## The task
Reproduce all the lines below exactly and omit the images.

## Provided data
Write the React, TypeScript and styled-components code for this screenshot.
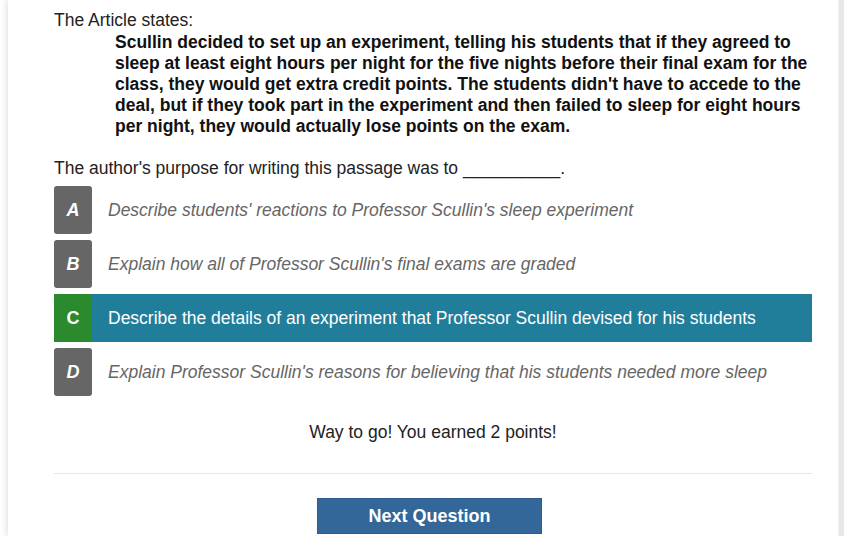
import React from "react";
import styled, { createGlobalStyle } from "styled-components";

const Global = createGlobalStyle`
  html, body { margin: 0; padding: 0; background: #ffffff; }
  body { font-family: "Liberation Sans", Arial, sans-serif; }
`;

const Page = styled.div`
  display: flex;
  width: 844px;
  height: 536px;
  overflow: hidden;
  background: #fff;
`;

const Card = styled.div`
  margin-left: 8px;
  width: 830px;
  box-sizing: border-box;
  padding: 10px 26px 0 46px;
  background: #fff;
  box-shadow: 0 0 8px rgba(0, 0, 0, 0.18);
  color: #222;
  font-size: 17.5px;
  line-height: 21px;
`;

const Gutter = styled.div`
  flex: 1;
  border-left: 1px solid #f2f2f2;
  background: #e8e8e8;
`;

const Lead = styled.div`
  margin: 0;
`;

const Quote = styled.blockquote`
  margin: 1px 0 0 61px;
  font-weight: bold;
  color: #111;
`;

const Prompt = styled.div`
  margin-top: 21px;
`;

const Options = styled.div`
  margin-top: 7px;
  display: flex;
  flex-direction: column;
  gap: 6px;
`;

const Option = styled.div<{ $selected?: boolean }>`
  display: flex;
  align-items: stretch;
  height: 48px;
  background: ${(p) => (p.$selected ? "#217e9b" : "transparent")};
`;

const Letter = styled.div<{ $correct?: boolean }>`
  width: 38px;
  flex: none;
  display: flex;
  align-items: center;
  justify-content: center;
  border-radius: ${(p) => (p.$correct ? "0" : "3px")};
  background: ${(p) => (p.$correct ? "#2b8a2e" : "#666666")};
  color: #fff;
  font-weight: bold;
  font-style: ${(p) => (p.$correct ? "normal" : "italic")};
  font-size: 18px;
`;

const OptionText = styled.div<{ $selected?: boolean }>`
  display: flex;
  align-items: center;
  padding-left: 16px;
  font-style: ${(p) => (p.$selected ? "normal" : "italic")};
  color: ${(p) => (p.$selected ? "#fff" : "#666")};
`;

const Feedback = styled.div`
  margin-top: 26px;
  text-align: center;
  color: #222;
`;

const Divider = styled.hr`
  margin: 30px 0 0 0;
  border: none;
  border-top: 1px solid #e6e6e6;
`;

const ButtonRow = styled.div`
  display: flex;
  justify-content: center;
  padding-top: 24px;
  padding-right: 7px;
`;

const NextButton = styled.button`
  width: 225px;
  height: 36px;
  border: 1px solid #2d5d8f;
  background: #336699;
  color: #fff;
  font-family: "Liberation Sans", Arial, sans-serif;
  font-weight: bold;
  font-size: 18px;
  cursor: pointer;
`;

const options = [
  { letter: "A", text: "Describe students' reactions to Professor Scullin's sleep experiment" },
  { letter: "B", text: "Explain how all of Professor Scullin's final exams are graded" },
  { letter: "C", text: "Describe the details of an experiment that Professor Scullin devised for his students", selected: true },
  { letter: "D", text: "Explain Professor Scullin's reasons for believing that his students needed more sleep" },
];

export default function App() {
  return (
    <Page>
      <Global />
      <Card>
        <Lead>The Article states:</Lead>
        <Quote>
          Scullin decided to set up an experiment, telling his students that if they agreed to sleep at least
          eight hours per night for the five nights before their final exam for the class, they would get extra
          credit points. The students didn't have to accede to the deal, but if they took part in the experiment
          and then failed to sleep for eight hours per night, they would actually lose points on the exam.
        </Quote>
        <Prompt>The author's purpose for writing this passage was to __________.</Prompt>
        <Options>
          {options.map((o) => (
            <Option key={o.letter} $selected={o.selected}>
              <Letter $correct={o.selected}>{o.letter}</Letter>
              <OptionText $selected={o.selected}>{o.text}</OptionText>
            </Option>
          ))}
        </Options>
        <Feedback>Way to go! You earned 2 points!</Feedback>
        <Divider />
        <ButtonRow>
          <NextButton>Next Question</NextButton>
        </ButtonRow>
      </Card>
      <Gutter />
    </Page>
  );
}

## Full response
Write the React, TypeScript and styled-components code for this screenshot.
import React from "react";
import styled, { createGlobalStyle } from "styled-components";

const Global = createGlobalStyle`
  html, body { margin: 0; padding: 0; background: #ffffff; }
  body { font-family: "Liberation Sans", Arial, sans-serif; }
`;

const Page = styled.div`
  display: flex;
  width: 844px;
  height: 536px;
  overflow: hidden;
  background: #fff;
`;

const Card = styled.div`
  margin-left: 8px;
  width: 830px;
  box-sizing: border-box;
  padding: 10px 26px 0 46px;
  background: #fff;
  box-shadow: 0 0 8px rgba(0, 0, 0, 0.18);
  color: #222;
  font-size: 17.5px;
  line-height: 21px;
`;

const Gutter = styled.div`
  flex: 1;
  border-left: 1px solid #f2f2f2;
  background: #e8e8e8;
`;

const Lead = styled.div`
  margin: 0;
`;

const Quote = styled.blockquote`
  margin: 1px 0 0 61px;
  font-weight: bold;
  color: #111;
`;

const Prompt = styled.div`
  margin-top: 21px;
`;

const Options = styled.div`
  margin-top: 7px;
  display: flex;
  flex-direction: column;
  gap: 6px;
`;

const Option = styled.div<{ $selected?: boolean }>`
  display: flex;
  align-items: stretch;
  height: 48px;
  background: ${(p) => (p.$selected ? "#217e9b" : "transparent")};
`;

const Letter = styled.div<{ $correct?: boolean }>`
  width: 38px;
  flex: none;
  display: flex;
  align-items: center;
  justify-content: center;
  border-radius: ${(p) => (p.$correct ? "0" : "3px")};
  background: ${(p) => (p.$correct ? "#2b8a2e" : "#666666")};
  color: #fff;
  font-weight: bold;
  font-style: ${(p) => (p.$correct ? "normal" : "italic")};
  font-size: 18px;
`;

const OptionText = styled.div<{ $selected?: boolean }>`
  display: flex;
  align-items: center;
  padding-left: 16px;
  font-style: ${(p) => (p.$selected ? "normal" : "italic")};
  color: ${(p) => (p.$selected ? "#fff" : "#666")};
`;

const Feedback = styled.div`
  margin-top: 26px;
  text-align: center;
  color: #222;
`;

const Divider = styled.hr`
  margin: 30px 0 0 0;
  border: none;
  border-top: 1px solid #e6e6e6;
`;

const ButtonRow = styled.div`
  display: flex;
  justify-content: center;
  padding-top: 24px;
  padding-right: 7px;
`;

const NextButton = styled.button`
  width: 225px;
  height: 36px;
  border: 1px solid #2d5d8f;
  background: #336699;
  color: #fff;
  font-family: "Liberation Sans", Arial, sans-serif;
  font-weight: bold;
  font-size: 18px;
  cursor: pointer;
`;

const options = [
  { letter: "A", text: "Describe students' reactions to Professor Scullin's sleep experiment" },
  { letter: "B", text: "Explain how all of Professor Scullin's final exams are graded" },
  { letter: "C", text: "Describe the details of an experiment that Professor Scullin devised for his students", selected: true },
  { letter: "D", text: "Explain Professor Scullin's reasons for believing that his students needed more sleep" },
];

export default function App() {
  return (
    <Page>
      <Global />
      <Card>
        <Lead>The Article states:</Lead>
        <Quote>
          Scullin decided to set up an experiment, telling his students that if they agreed to sleep at least
          eight hours per night for the five nights before their final exam for the class, they would get extra
          credit points. The students didn't have to accede to the deal, but if they took part in the experiment
          and then failed to sleep for eight hours per night, they would actually lose points on the exam.
        </Quote>
        <Prompt>The author's purpose for writing this passage was to __________.</Prompt>
        <Options>
          {options.map((o) => (
            <Option key={o.letter} $selected={o.selected}>
              <Letter $correct={o.selected}>{o.letter}</Letter>
              <OptionText $selected={o.selected}>{o.text}</OptionText>
            </Option>
          ))}
        </Options>
        <Feedback>Way to go! You earned 2 points!</Feedback>
        <Divider />
        <ButtonRow>
          <NextButton>Next Question</NextButton>
        </ButtonRow>
      </Card>
      <Gutter />
    </Page>
  );
}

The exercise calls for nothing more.